* begin SOURCE DATA *
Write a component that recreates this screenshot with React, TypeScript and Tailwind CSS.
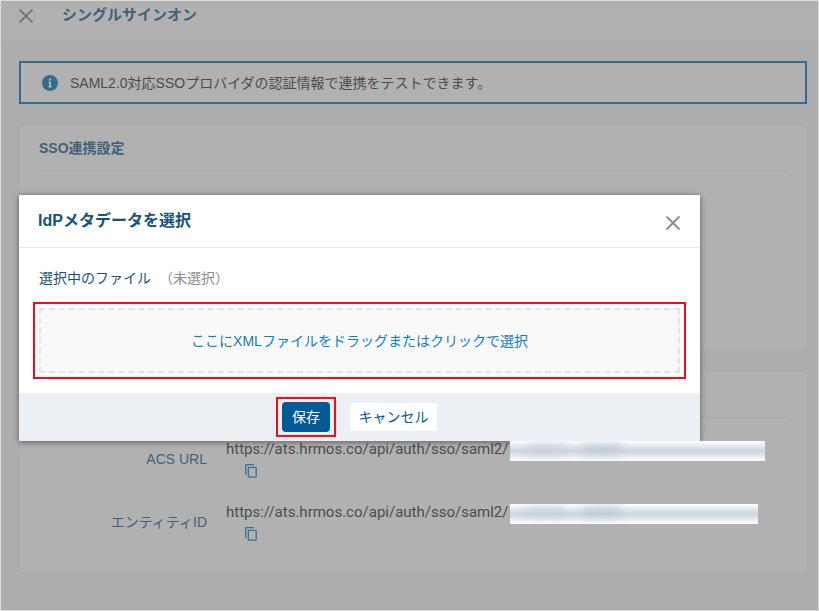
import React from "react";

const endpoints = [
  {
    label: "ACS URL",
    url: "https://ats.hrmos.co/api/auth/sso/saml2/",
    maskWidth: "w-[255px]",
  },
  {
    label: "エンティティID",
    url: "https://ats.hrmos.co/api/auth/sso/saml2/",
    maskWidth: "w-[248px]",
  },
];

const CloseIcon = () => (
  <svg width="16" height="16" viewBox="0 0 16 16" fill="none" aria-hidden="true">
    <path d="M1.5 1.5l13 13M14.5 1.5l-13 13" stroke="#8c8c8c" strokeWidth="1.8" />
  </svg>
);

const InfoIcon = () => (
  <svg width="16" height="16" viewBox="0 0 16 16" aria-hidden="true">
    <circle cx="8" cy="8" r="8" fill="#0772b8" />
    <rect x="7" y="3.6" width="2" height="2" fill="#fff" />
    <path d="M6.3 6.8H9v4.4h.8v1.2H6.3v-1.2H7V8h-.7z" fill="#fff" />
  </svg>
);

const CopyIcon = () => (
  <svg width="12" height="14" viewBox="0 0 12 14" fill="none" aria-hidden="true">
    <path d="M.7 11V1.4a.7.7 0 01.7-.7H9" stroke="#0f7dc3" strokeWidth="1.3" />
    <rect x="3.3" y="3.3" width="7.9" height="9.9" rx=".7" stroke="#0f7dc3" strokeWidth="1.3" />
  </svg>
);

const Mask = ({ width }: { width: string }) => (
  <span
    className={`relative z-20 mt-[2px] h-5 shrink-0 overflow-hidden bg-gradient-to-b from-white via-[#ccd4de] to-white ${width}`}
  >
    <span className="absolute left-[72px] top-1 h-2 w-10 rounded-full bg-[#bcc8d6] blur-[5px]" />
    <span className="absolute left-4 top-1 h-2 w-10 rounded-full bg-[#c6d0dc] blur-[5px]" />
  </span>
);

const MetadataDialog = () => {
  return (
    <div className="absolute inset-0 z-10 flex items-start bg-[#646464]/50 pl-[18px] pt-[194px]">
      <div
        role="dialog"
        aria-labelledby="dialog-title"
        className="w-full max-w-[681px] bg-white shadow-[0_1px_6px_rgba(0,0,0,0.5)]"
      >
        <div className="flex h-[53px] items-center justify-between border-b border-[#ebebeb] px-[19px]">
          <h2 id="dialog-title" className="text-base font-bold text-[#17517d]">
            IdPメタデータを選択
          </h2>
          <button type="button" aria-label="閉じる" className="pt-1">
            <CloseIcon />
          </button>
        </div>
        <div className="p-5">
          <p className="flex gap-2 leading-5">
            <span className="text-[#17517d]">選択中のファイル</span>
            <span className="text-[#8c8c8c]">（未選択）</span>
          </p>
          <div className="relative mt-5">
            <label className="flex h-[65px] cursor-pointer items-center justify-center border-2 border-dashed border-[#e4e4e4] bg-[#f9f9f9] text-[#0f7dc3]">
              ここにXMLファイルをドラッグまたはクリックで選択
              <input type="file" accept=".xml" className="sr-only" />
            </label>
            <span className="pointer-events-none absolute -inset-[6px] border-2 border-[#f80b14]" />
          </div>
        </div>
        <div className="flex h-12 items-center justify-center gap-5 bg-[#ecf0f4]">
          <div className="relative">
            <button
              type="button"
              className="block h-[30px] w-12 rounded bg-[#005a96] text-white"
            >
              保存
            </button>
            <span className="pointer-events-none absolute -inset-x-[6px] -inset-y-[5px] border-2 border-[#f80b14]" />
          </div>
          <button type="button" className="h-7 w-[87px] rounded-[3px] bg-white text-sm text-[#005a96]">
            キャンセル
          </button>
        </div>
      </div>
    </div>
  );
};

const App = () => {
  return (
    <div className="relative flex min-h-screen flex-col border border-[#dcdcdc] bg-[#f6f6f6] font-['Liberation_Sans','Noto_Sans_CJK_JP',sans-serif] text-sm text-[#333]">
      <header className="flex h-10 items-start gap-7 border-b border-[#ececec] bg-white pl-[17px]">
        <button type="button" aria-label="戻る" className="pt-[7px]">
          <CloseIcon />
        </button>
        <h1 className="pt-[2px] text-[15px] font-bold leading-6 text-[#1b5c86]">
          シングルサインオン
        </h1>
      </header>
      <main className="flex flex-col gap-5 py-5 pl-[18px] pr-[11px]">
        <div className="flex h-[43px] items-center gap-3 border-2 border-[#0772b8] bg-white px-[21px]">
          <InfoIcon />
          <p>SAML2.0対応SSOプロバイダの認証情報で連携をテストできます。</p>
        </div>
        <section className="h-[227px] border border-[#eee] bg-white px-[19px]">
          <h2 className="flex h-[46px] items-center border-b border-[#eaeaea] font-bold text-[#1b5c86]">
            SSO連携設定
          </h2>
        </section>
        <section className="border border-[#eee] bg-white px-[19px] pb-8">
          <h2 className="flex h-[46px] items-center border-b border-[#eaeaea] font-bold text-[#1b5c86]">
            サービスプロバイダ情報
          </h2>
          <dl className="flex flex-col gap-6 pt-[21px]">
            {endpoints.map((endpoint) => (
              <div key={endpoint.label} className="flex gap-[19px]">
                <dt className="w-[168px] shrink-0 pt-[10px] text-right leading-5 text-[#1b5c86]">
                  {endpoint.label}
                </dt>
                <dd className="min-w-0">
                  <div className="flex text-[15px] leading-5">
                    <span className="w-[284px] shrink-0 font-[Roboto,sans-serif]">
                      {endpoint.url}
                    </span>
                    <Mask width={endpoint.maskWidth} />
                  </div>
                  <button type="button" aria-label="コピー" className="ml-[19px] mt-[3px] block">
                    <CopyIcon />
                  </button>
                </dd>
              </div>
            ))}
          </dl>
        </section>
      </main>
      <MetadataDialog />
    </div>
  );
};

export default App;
* end SOURCE DATA *
▶ _SHORT TASK_
Set the data above down again exactly as given, with no pictures.

▶ _ANSWER IN FULL_
Write a component that recreates this screenshot with React, TypeScript and Tailwind CSS.
import React from "react";

const endpoints = [
  {
    label: "ACS URL",
    url: "https://ats.hrmos.co/api/auth/sso/saml2/",
    maskWidth: "w-[255px]",
  },
  {
    label: "エンティティID",
    url: "https://ats.hrmos.co/api/auth/sso/saml2/",
    maskWidth: "w-[248px]",
  },
];

const CloseIcon = () => (
  <svg width="16" height="16" viewBox="0 0 16 16" fill="none" aria-hidden="true">
    <path d="M1.5 1.5l13 13M14.5 1.5l-13 13" stroke="#8c8c8c" strokeWidth="1.8" />
  </svg>
);

const InfoIcon = () => (
  <svg width="16" height="16" viewBox="0 0 16 16" aria-hidden="true">
    <circle cx="8" cy="8" r="8" fill="#0772b8" />
    <rect x="7" y="3.6" width="2" height="2" fill="#fff" />
    <path d="M6.3 6.8H9v4.4h.8v1.2H6.3v-1.2H7V8h-.7z" fill="#fff" />
  </svg>
);

const CopyIcon = () => (
  <svg width="12" height="14" viewBox="0 0 12 14" fill="none" aria-hidden="true">
    <path d="M.7 11V1.4a.7.7 0 01.7-.7H9" stroke="#0f7dc3" strokeWidth="1.3" />
    <rect x="3.3" y="3.3" width="7.9" height="9.9" rx=".7" stroke="#0f7dc3" strokeWidth="1.3" />
  </svg>
);

const Mask = ({ width }: { width: string }) => (
  <span
    className={`relative z-20 mt-[2px] h-5 shrink-0 overflow-hidden bg-gradient-to-b from-white via-[#ccd4de] to-white ${width}`}
  >
    <span className="absolute left-[72px] top-1 h-2 w-10 rounded-full bg-[#bcc8d6] blur-[5px]" />
    <span className="absolute left-4 top-1 h-2 w-10 rounded-full bg-[#c6d0dc] blur-[5px]" />
  </span>
);

const MetadataDialog = () => {
  return (
    <div className="absolute inset-0 z-10 flex items-start bg-[#646464]/50 pl-[18px] pt-[194px]">
      <div
        role="dialog"
        aria-labelledby="dialog-title"
        className="w-full max-w-[681px] bg-white shadow-[0_1px_6px_rgba(0,0,0,0.5)]"
      >
        <div className="flex h-[53px] items-center justify-between border-b border-[#ebebeb] px-[19px]">
          <h2 id="dialog-title" className="text-base font-bold text-[#17517d]">
            IdPメタデータを選択
          </h2>
          <button type="button" aria-label="閉じる" className="pt-1">
            <CloseIcon />
          </button>
        </div>
        <div className="p-5">
          <p className="flex gap-2 leading-5">
            <span className="text-[#17517d]">選択中のファイル</span>
            <span className="text-[#8c8c8c]">（未選択）</span>
          </p>
          <div className="relative mt-5">
            <label className="flex h-[65px] cursor-pointer items-center justify-center border-2 border-dashed border-[#e4e4e4] bg-[#f9f9f9] text-[#0f7dc3]">
              ここにXMLファイルをドラッグまたはクリックで選択
              <input type="file" accept=".xml" className="sr-only" />
            </label>
            <span className="pointer-events-none absolute -inset-[6px] border-2 border-[#f80b14]" />
          </div>
        </div>
        <div className="flex h-12 items-center justify-center gap-5 bg-[#ecf0f4]">
          <div className="relative">
            <button
              type="button"
              className="block h-[30px] w-12 rounded bg-[#005a96] text-white"
            >
              保存
            </button>
            <span className="pointer-events-none absolute -inset-x-[6px] -inset-y-[5px] border-2 border-[#f80b14]" />
          </div>
          <button type="button" className="h-7 w-[87px] rounded-[3px] bg-white text-sm text-[#005a96]">
            キャンセル
          </button>
        </div>
      </div>
    </div>
  );
};

const App = () => {
  return (
    <div className="relative flex min-h-screen flex-col border border-[#dcdcdc] bg-[#f6f6f6] font-['Liberation_Sans','Noto_Sans_CJK_JP',sans-serif] text-sm text-[#333]">
      <header className="flex h-10 items-start gap-7 border-b border-[#ececec] bg-white pl-[17px]">
        <button type="button" aria-label="戻る" className="pt-[7px]">
          <CloseIcon />
        </button>
        <h1 className="pt-[2px] text-[15px] font-bold leading-6 text-[#1b5c86]">
          シングルサインオン
        </h1>
      </header>
      <main className="flex flex-col gap-5 py-5 pl-[18px] pr-[11px]">
        <div className="flex h-[43px] items-center gap-3 border-2 border-[#0772b8] bg-white px-[21px]">
          <InfoIcon />
          <p>SAML2.0対応SSOプロバイダの認証情報で連携をテストできます。</p>
        </div>
        <section className="h-[227px] border border-[#eee] bg-white px-[19px]">
          <h2 className="flex h-[46px] items-center border-b border-[#eaeaea] font-bold text-[#1b5c86]">
            SSO連携設定
          </h2>
        </section>
        <section className="border border-[#eee] bg-white px-[19px] pb-8">
          <h2 className="flex h-[46px] items-center border-b border-[#eaeaea] font-bold text-[#1b5c86]">
            サービスプロバイダ情報
          </h2>
          <dl className="flex flex-col gap-6 pt-[21px]">
            {endpoints.map((endpoint) => (
              <div key={endpoint.label} className="flex gap-[19px]">
                <dt className="w-[168px] shrink-0 pt-[10px] text-right leading-5 text-[#1b5c86]">
                  {endpoint.label}
                </dt>
                <dd className="min-w-0">
                  <div className="flex text-[15px] leading-5">
                    <span className="w-[284px] shrink-0 font-[Roboto,sans-serif]">
                      {endpoint.url}
                    </span>
                    <Mask width={endpoint.maskWidth} />
                  </div>
                  <button type="button" aria-label="コピー" className="ml-[19px] mt-[3px] block">
                    <CopyIcon />
                  </button>
                </dd>
              </div>
            ))}
          </dl>
        </section>
      </main>
      <MetadataDialog />
    </div>
  );
};

export default App;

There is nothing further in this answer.